> What needs to be done
Leaving out the pictures, retype all the material exactly.

> Collected material
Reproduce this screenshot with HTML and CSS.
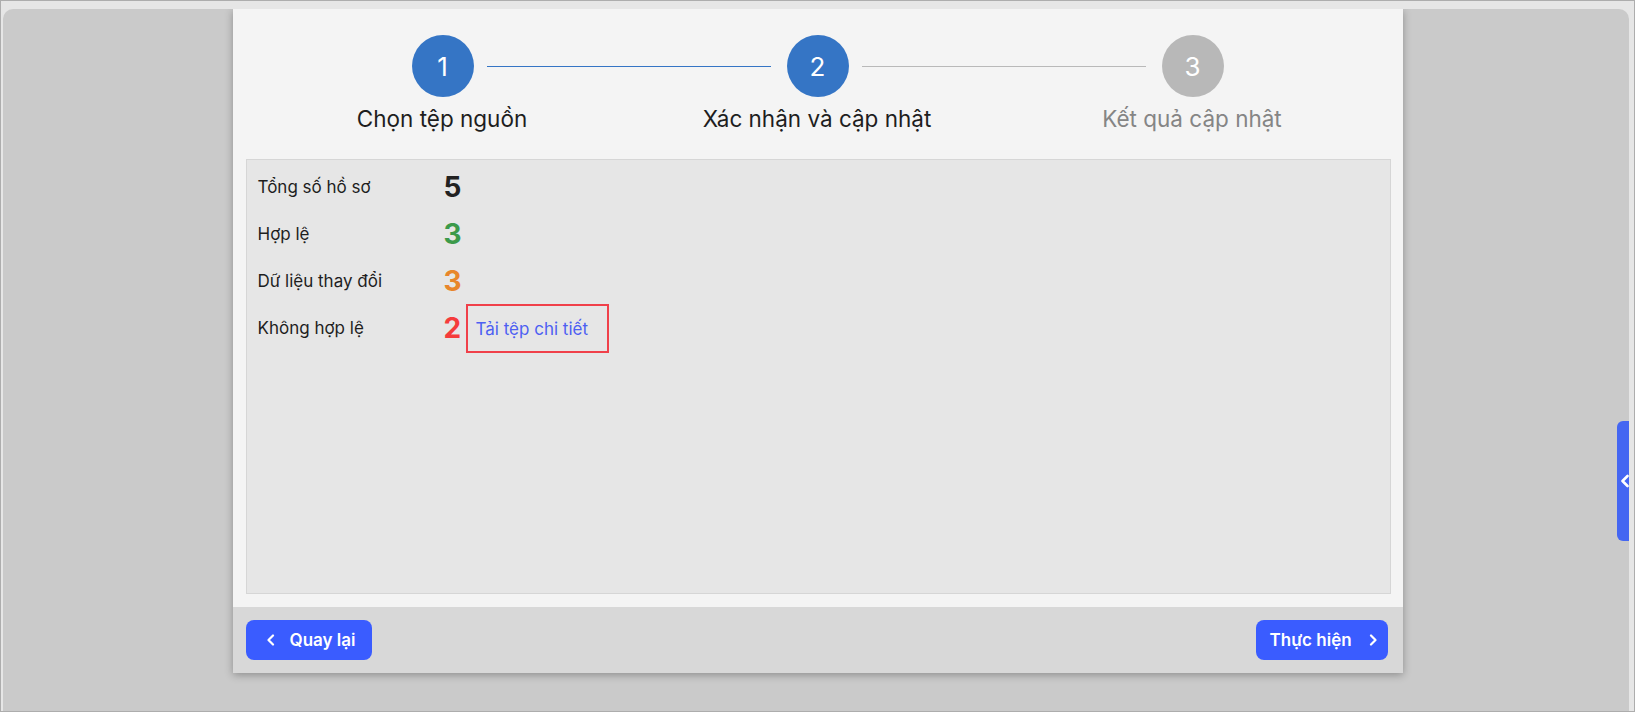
FILE: index.html
```html
<!DOCTYPE html>
<html lang="vi">
	<head>
		<meta charset="UTF-8">
		<title>Cập nhật hồ sơ</title>
		<link rel="stylesheet" href="styles.css">
	</head>
	<body>
		<div class="frame">
			<div class="desk">
				<div class="dialog">
					<div class="steps">
						<div class="stepRow">
							<div class="circle done">1</div>
							<div class="line done"></div>
							<div class="circle done">2</div>
							<div class="line"></div>
							<div class="circle">3</div>
						</div>
						<div class="stepLabels">
							<div class="stepLabel">Chọn tệp nguồn</div>
							<div class="stepLabel">Xác nhận và cập nhật</div>
							<div class="stepLabel todo">Kết quả cập nhật</div>
						</div>
					</div>
					<div class="summary">
						<div class="row">
							<span class="label">Tổng số hồ sơ</span>
							<span class="count total">5</span>
						</div>
						<div class="row">
							<span class="label">Hợp lệ</span>
							<span class="count valid">3</span>
						</div>
						<div class="row">
							<span class="label">Dữ liệu thay đổi</span>
							<span class="count changed">3</span>
						</div>
						<div class="row">
							<span class="label">Không hợp lệ</span>
							<span class="count invalid">2</span>
							<span class="highlight"><a class="link" href="#">Tải tệp chi tiết</a></span>
						</div>
					</div>
					<div class="footer">
						<button class="btn back">
							<svg width="10" height="12" viewBox="0 0 10 12"><polyline points="7,1.5 2.5,6 7,10.5" fill="none" stroke="#fff" stroke-width="2.2" stroke-linecap="round" stroke-linejoin="round"/></svg>
							Quay lại
						</button>
						<button class="btn next">
							Thực hiện
							<svg width="10" height="12" viewBox="0 0 10 12"><polyline points="3,1.5 7.5,6 3,10.5" fill="none" stroke="#fff" stroke-width="2.2" stroke-linecap="round" stroke-linejoin="round"/></svg>
						</button>
					</div>
				</div>
				<div class="sideTab">
					<svg width="10" height="14" viewBox="0 0 10 14"><polyline points="7.5,2 2.5,7 7.5,12" fill="none" stroke="#fff" stroke-width="2.6" stroke-linecap="round" stroke-linejoin="round"/></svg>
				</div>
			</div>
		</div>
	</body>
</html>
```

FILE: styles.css
```css
html {
	font-family: Inter, "Noto Sans", sans-serif;
}

body {
	margin: 0;
	background-color: #e6e6e6;
}

.frame {
	box-sizing: border-box;
	width: 1635px;
	height: 712px;
	border: 1px solid #adadad;
	background-color: #e6e6e6;
	padding: 8px 5px 0 2px;
}

.desk {
	position: relative;
	height: 100%;
	background-color: #cacaca;
	border-radius: 10px 10px 0 0;
	overflow: hidden;
	display: flex;
	justify-content: center;
	align-items: flex-start;
}

.dialog {
	width: 1170px;
	margin-left: 3px;
	background-color: #f4f4f4;
	box-shadow: rgba(0, 0, 0, 0.3) 0px 2px 8px;
}

.steps {
	padding-top: 26px;
}

.stepRow {
	display: flex;
	align-items: center;
	margin: 0 179px;
}

.circle {
	width: 62px;
	height: 62px;
	flex: none;
	border-radius: 50%;
	background-color: #b8b8b8;
	color: white;
	font-size: 26px;
	display: flex;
	align-items: center;
	justify-content: center;
}
.circle.done {
	background-color: #3575c5;
}

.line {
	flex: 1;
	height: 1px;
	margin: 0 16px 0 13px;
	background-color: #b9b9b9;
}
.line.done {
	background-color: #3575c5;
}

.stepLabels {
	display: grid;
	grid-template-columns: repeat(3, 375px);
	padding: 0 22px;
	margin-top: 8px;
}
.stepLabel {
	text-align: center;
	font-size: 22.5px;
	line-height: 28px;
	color: #1e1e1e;
}
.stepLabel.todo {
	color: #858585;
}

.summary {
	margin: 26px 12px 0 13px;
	height: 435px;
	box-sizing: border-box;
	background-color: #e6e6e6;
	border: 1px solid #d6d6d6;
	padding: 3px 11px;
}

.row {
	display: flex;
	align-items: center;
	height: 47px;
}
.label {
	width: 186px;
	font-size: 17px;
	color: #1e1e1e;
}
.count {
	font-size: 28px;
	font-weight: 700;
	width: 22px;
}
.total { color: #222222; }
.valid { color: #3c9a4a; }
.changed { color: #e8862a; }
.invalid { color: #f53c3c; }

.highlight {
	box-sizing: border-box;
	height: 49px;
	width: 143px;
	flex: none;
	border: 2px solid #f0404a;
	padding: 0 8px;
	display: flex;
	align-items: center;
	margin-top: 2px;
}
.link {
	color: #4d5ff2;
	font-size: 17px;
	text-decoration: none;
}

.footer {
	margin-top: 13px;
	background-color: #d8d8d8;
	padding: 13px 15px 13px 13px;
	display: flex;
	justify-content: space-between;
}

.btn {
	height: 40px;
	border: none;
	border-radius: 8px;
	background-color: #3a5cff;
	color: white;
	font-family: Inter, sans-serif;
	font-size: 17px;
	font-weight: 600;
	display: flex;
	align-items: center;
}
.back {
	width: 126px;
	padding: 0 0 0 20px;
	gap: 14px;
}
.next {
	width: 132px;
	padding: 0 0 0 14px;
	gap: 16px;
}

.sideTab {
	position: absolute;
	right: -4px;
	top: 412px;
	width: 16px;
	height: 120px;
	border-radius: 6px 0 0 6px;
	background-color: #4466f2;
	display: flex;
	align-items: center;
	padding-left: 3px;
	box-sizing: border-box;
}
```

> Solution to this exercise
Reproduce this screenshot with HTML and CSS.
FILE: index.html
```html
<!DOCTYPE html>
<html lang="vi">
	<head>
		<meta charset="UTF-8">
		<title>Cập nhật hồ sơ</title>
		<link rel="stylesheet" href="styles.css">
	</head>
	<body>
		<div class="frame">
			<div class="desk">
				<div class="dialog">
					<div class="steps">
						<div class="stepRow">
							<div class="circle done">1</div>
							<div class="line done"></div>
							<div class="circle done">2</div>
							<div class="line"></div>
							<div class="circle">3</div>
						</div>
						<div class="stepLabels">
							<div class="stepLabel">Chọn tệp nguồn</div>
							<div class="stepLabel">Xác nhận và cập nhật</div>
							<div class="stepLabel todo">Kết quả cập nhật</div>
						</div>
					</div>
					<div class="summary">
						<div class="row">
							<span class="label">Tổng số hồ sơ</span>
							<span class="count total">5</span>
						</div>
						<div class="row">
							<span class="label">Hợp lệ</span>
							<span class="count valid">3</span>
						</div>
						<div class="row">
							<span class="label">Dữ liệu thay đổi</span>
							<span class="count changed">3</span>
						</div>
						<div class="row">
							<span class="label">Không hợp lệ</span>
							<span class="count invalid">2</span>
							<span class="highlight"><a class="link" href="#">Tải tệp chi tiết</a></span>
						</div>
					</div>
					<div class="footer">
						<button class="btn back">
							<svg width="10" height="12" viewBox="0 0 10 12"><polyline points="7,1.5 2.5,6 7,10.5" fill="none" stroke="#fff" stroke-width="2.2" stroke-linecap="round" stroke-linejoin="round"/></svg>
							Quay lại
						</button>
						<button class="btn next">
							Thực hiện
							<svg width="10" height="12" viewBox="0 0 10 12"><polyline points="3,1.5 7.5,6 3,10.5" fill="none" stroke="#fff" stroke-width="2.2" stroke-linecap="round" stroke-linejoin="round"/></svg>
						</button>
					</div>
				</div>
				<div class="sideTab">
					<svg width="10" height="14" viewBox="0 0 10 14"><polyline points="7.5,2 2.5,7 7.5,12" fill="none" stroke="#fff" stroke-width="2.6" stroke-linecap="round" stroke-linejoin="round"/></svg>
				</div>
			</div>
		</div>
	</body>
</html>
```

FILE: styles.css
```css
html {
	font-family: Inter, "Noto Sans", sans-serif;
}

body {
	margin: 0;
	background-color: #e6e6e6;
}

.frame {
	box-sizing: border-box;
	width: 1635px;
	height: 712px;
	border: 1px solid #adadad;
	background-color: #e6e6e6;
	padding: 8px 5px 0 2px;
}

.desk {
	position: relative;
	height: 100%;
	background-color: #cacaca;
	border-radius: 10px 10px 0 0;
	overflow: hidden;
	display: flex;
	justify-content: center;
	align-items: flex-start;
}

.dialog {
	width: 1170px;
	margin-left: 3px;
	background-color: #f4f4f4;
	box-shadow: rgba(0, 0, 0, 0.3) 0px 2px 8px;
}

.steps {
	padding-top: 26px;
}

.stepRow {
	display: flex;
	align-items: center;
	margin: 0 179px;
}

.circle {
	width: 62px;
	height: 62px;
	flex: none;
	border-radius: 50%;
	background-color: #b8b8b8;
	color: white;
	font-size: 26px;
	display: flex;
	align-items: center;
	justify-content: center;
}
.circle.done {
	background-color: #3575c5;
}

.line {
	flex: 1;
	height: 1px;
	margin: 0 16px 0 13px;
	background-color: #b9b9b9;
}
.line.done {
	background-color: #3575c5;
}

.stepLabels {
	display: grid;
	grid-template-columns: repeat(3, 375px);
	padding: 0 22px;
	margin-top: 8px;
}
.stepLabel {
	text-align: center;
	font-size: 22.5px;
	line-height: 28px;
	color: #1e1e1e;
}
.stepLabel.todo {
	color: #858585;
}

.summary {
	margin: 26px 12px 0 13px;
	height: 435px;
	box-sizing: border-box;
	background-color: #e6e6e6;
	border: 1px solid #d6d6d6;
	padding: 3px 11px;
}

.row {
	display: flex;
	align-items: center;
	height: 47px;
}
.label {
	width: 186px;
	font-size: 17px;
	color: #1e1e1e;
}
.count {
	font-size: 28px;
	font-weight: 700;
	width: 22px;
}
.total { color: #222222; }
.valid { color: #3c9a4a; }
.changed { color: #e8862a; }
.invalid { color: #f53c3c; }

.highlight {
	box-sizing: border-box;
	height: 49px;
	width: 143px;
	flex: none;
	border: 2px solid #f0404a;
	padding: 0 8px;
	display: flex;
	align-items: center;
	margin-top: 2px;
}
.link {
	color: #4d5ff2;
	font-size: 17px;
	text-decoration: none;
}

.footer {
	margin-top: 13px;
	background-color: #d8d8d8;
	padding: 13px 15px 13px 13px;
	display: flex;
	justify-content: space-between;
}

.btn {
	height: 40px;
	border: none;
	border-radius: 8px;
	background-color: #3a5cff;
	color: white;
	font-family: Inter, sans-serif;
	font-size: 17px;
	font-weight: 600;
	display: flex;
	align-items: center;
}
.back {
	width: 126px;
	padding: 0 0 0 20px;
	gap: 14px;
}
.next {
	width: 132px;
	padding: 0 0 0 14px;
	gap: 16px;
}

.sideTab {
	position: absolute;
	right: -4px;
	top: 412px;
	width: 16px;
	height: 120px;
	border-radius: 6px 0 0 6px;
	background-color: #4466f2;
	display: flex;
	align-items: center;
	padding-left: 3px;
	box-sizing: border-box;
}
```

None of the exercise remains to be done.